Late on Saturday night, Ecuador was hit by a 7.8 magnitude earthquake, the most violent in 35 years. The country’s coastal regions were worst affected. Some 300 people have been killed, more than 2,500 others are believed to have been injured, and in excess of 70,000 people may also have been directly affected by the disaster.
“The number of people who suffer crush fractures is particularly high during earthquakes,” explains Eric Weerts, Handicap International’s emergency specialist. “Many people also suffer injuries that can lead to amputations, nerve damage with limb paralysis, or spinal cord injuries that can give rise to paralysis. When medical facilities are disorganised or destroyed, as is the case with Manta hospital in the severely affected Maniba district, we use our expertise to ensure the injured receive appropriate care and treatment.”

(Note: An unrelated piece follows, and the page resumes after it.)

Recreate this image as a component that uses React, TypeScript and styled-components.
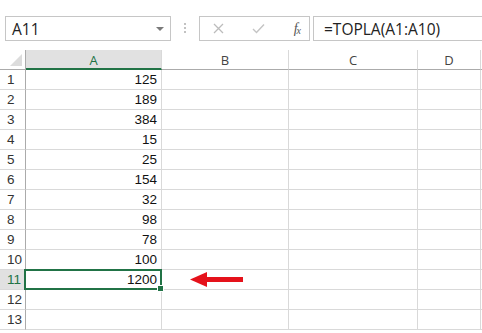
import React from "react";
import styled, { createGlobalStyle, css } from "styled-components";

const GlobalStyle = createGlobalStyle`
  html, body {
    margin: 0;
    padding: 0;
    background: #ffffff;
  }
  body {
    font-family: "Liberation Sans", Arial, sans-serif;
  }
`;

const GREEN = "#217346";
const GRID = "#d9d9d9";
const HEAD_LINE = "#ababab";

const Page = styled.div`
  width: 482px;
  height: 333px;
  overflow: hidden;
  background: #fff;
`;

const FormulaBar = styled.div`
  display: flex;
  align-items: flex-start;
  height: 50px;
  box-sizing: border-box;
  padding: 16px 0 0 5px;
  overflow: hidden;
  & > * {
    flex-shrink: 0;
  }
`;

const NameBox = styled.div`
  width: 166px;
  height: 25px;
  box-sizing: border-box;
  border: 1px solid #c6c6c6;
  display: flex;
  align-items: center;
  padding-left: 6px;
  font-family: "Open Sans", "Noto Sans", sans-serif;
  font-size: 15.5px;
  color: #222;
`;

const DropArrow = styled.span`
  margin-left: auto;
  margin-right: 6px;
  width: 0;
  height: 0;
  border-left: 4px solid transparent;
  border-right: 4px solid transparent;
  border-top: 4px solid #7a7a7a;
`;

const Dots = styled.div`
  display: flex;
  flex-direction: column;
  gap: 2px;
  margin: 7px 13px 0 13px;
  span {
    width: 2px;
    height: 2px;
    background: #c2c2c2;
  }
`;

const ButtonBox = styled.div`
  width: 111px;
  height: 25px;
  box-sizing: border-box;
  border: 1px solid #c6c6c6;
  display: flex;
  align-items: center;
  justify-content: space-between;
  padding: 0 9px 0 13px;
`;

const FxLabel = styled.span`
  font-family: "Liberation Serif", "Times New Roman", serif;
  font-style: italic;
  font-size: 14px;
  color: #555;
  letter-spacing: -1px;
  sub {
    font-size: 10px;
    vertical-align: -1px;
  }
`;

const FormulaInput = styled.div`
  width: 200px;
  margin-left: 3px;
  height: 25px;
  box-sizing: border-box;
  border: 1px solid #c6c6c6;
  display: flex;
  align-items: center;
  padding-left: 10px;
  font-family: "Open Sans", "Noto Sans", sans-serif;
  font-size: 15.5px;
  color: #222;
  white-space: nowrap;
`;

const Sheet = styled.div`
  display: grid;
  grid-template-columns: 26px 136px 127px 129px 63px 20px;
  grid-auto-rows: 20px;
`;

const Corner = styled.div`
  position: relative;
  box-sizing: border-box;
  border-right: 1px solid ${HEAD_LINE};
  border-bottom: 1px solid ${HEAD_LINE};
  &::after {
    content: "";
    position: absolute;
    right: 3px;
    bottom: 3px;
    width: 0;
    height: 0;
    border-left: 12px solid transparent;
    border-bottom: 12px solid #dcdcdc;
  }
`;

const ColHead = styled.div<{ $active?: boolean }>`
  box-sizing: border-box;
  display: flex;
  align-items: center;
  justify-content: center;
  border-right: 1px solid ${GRID};
  border-bottom: 1px solid ${HEAD_LINE};
  font-family: "Open Sans", "Noto Sans", sans-serif;
  font-size: 13px;
  color: #444;
  padding-top: 1px;
  ${(p) =>
    p.$active &&
    css`
      background: #e1e1e1;
      color: ${GREEN};
      border-bottom: 2px solid ${GREEN};
    `}
`;

const RowHead = styled.div<{ $active?: boolean }>`
  box-sizing: border-box;
  display: flex;
  align-items: center;
  padding-left: 7px;
  border-right: 1px solid ${HEAD_LINE};
  border-bottom: 1px solid ${GRID};
  font-family: "Liberation Sans", Arial, sans-serif;
  font-size: 13.5px;
  color: #333;
  ${(p) =>
    p.$active &&
    css`
      background: #e1e1e1;
      color: ${GREEN};
    `}
`;

const Cell = styled.div<{ $selected?: boolean }>`
  position: relative;
  box-sizing: border-box;
  display: flex;
  align-items: center;
  justify-content: flex-end;
  padding-right: 4px;
  border-right: 1px solid ${GRID};
  border-bottom: 1px solid ${GRID};
  font-family: "Liberation Sans", Arial, sans-serif;
  font-size: 13.5px;
  color: #111;
  ${(p) =>
    p.$selected &&
    css`
      &::after {
        content: "";
        position: absolute;
        top: -1px;
        left: -2px;
        right: -1px;
        bottom: -1px;
        border: 2px solid ${GREEN};
      }
      &::before {
        content: "";
        position: absolute;
        right: -3px;
        bottom: -3px;
        width: 5px;
        height: 5px;
        background: ${GREEN};
        border: 1px solid #fff;
        z-index: 1;
      }
    `}
`;

const ArrowCell = styled(Cell)`
  justify-content: flex-start;
  padding-left: 28px;
`;

const CrossIcon = () => (
  <svg width="11" height="11" viewBox="0 0 11 11">
    <path d="M1 1 L10 10 M10 1 L1 10" stroke="#bcbcbc" strokeWidth="1.3" fill="none" />
  </svg>
);

const CheckIcon = () => (
  <svg width="13" height="11" viewBox="0 0 13 11">
    <path d="M1 6 L4.5 9.5 L12 1.5" stroke="#c4c4c4" strokeWidth="1.4" fill="none" />
  </svg>
);

const RedArrow = () => (
  <svg width="53" height="15" viewBox="0 0 53 15">
    <polygon points="0,7.5 17,0 17,15" fill="#e5121b" />
    <rect x="16" y="5" width="37" height="5" fill="#e5121b" />
  </svg>
);

const values = [125, 189, 384, 15, 25, 154, 32, 98, 78, 100, 1200];
const totalRows = 13;

export default function App() {
  const rows = Array.from({ length: totalRows }, (_, i) => i + 1);
  return (
    <Page>
      <GlobalStyle />
      <FormulaBar>
        <NameBox>
          A11
          <DropArrow />
        </NameBox>
        <Dots>
          <span />
          <span />
          <span />
        </Dots>
        <ButtonBox>
          <CrossIcon />
          <CheckIcon />
          <FxLabel>
            f<sub>x</sub>
          </FxLabel>
        </ButtonBox>
        <FormulaInput>=TOPLA(A1:A10)</FormulaInput>
      </FormulaBar>
      <Sheet>
        <Corner />
        <ColHead $active>A</ColHead>
        <ColHead>B</ColHead>
        <ColHead>C</ColHead>
        <ColHead>D</ColHead>
        <ColHead />
        {rows.map((r) => (
          <React.Fragment key={r}>
            <RowHead $active={r === 11}>{r}</RowHead>
            <Cell $selected={r === 11}>{values[r - 1] ?? ""}</Cell>
            {r === 11 ? (
              <ArrowCell>
                <RedArrow />
              </ArrowCell>
            ) : (
              <Cell />
            )}
            <Cell />
            <Cell />
            <Cell />
          </React.Fragment>
        ))}
      </Sheet>
    </Page>
  );
}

To help the injured recover and to avoid the development of permanent sequelae, Handicap International’s response could focus on rehabilitation needs. The organisation has put its teams in Bolivia and Colombia on alert to prepare a response in aid of people most badly affected by the earthquake.
Handicap International is familiar with earthquakes and intervened in 2015 in aid of victims of the earthquake that killed 8,700 people and injured 22,000 others in Nepal, where it provided rehabilitation care and distributed emergency kits.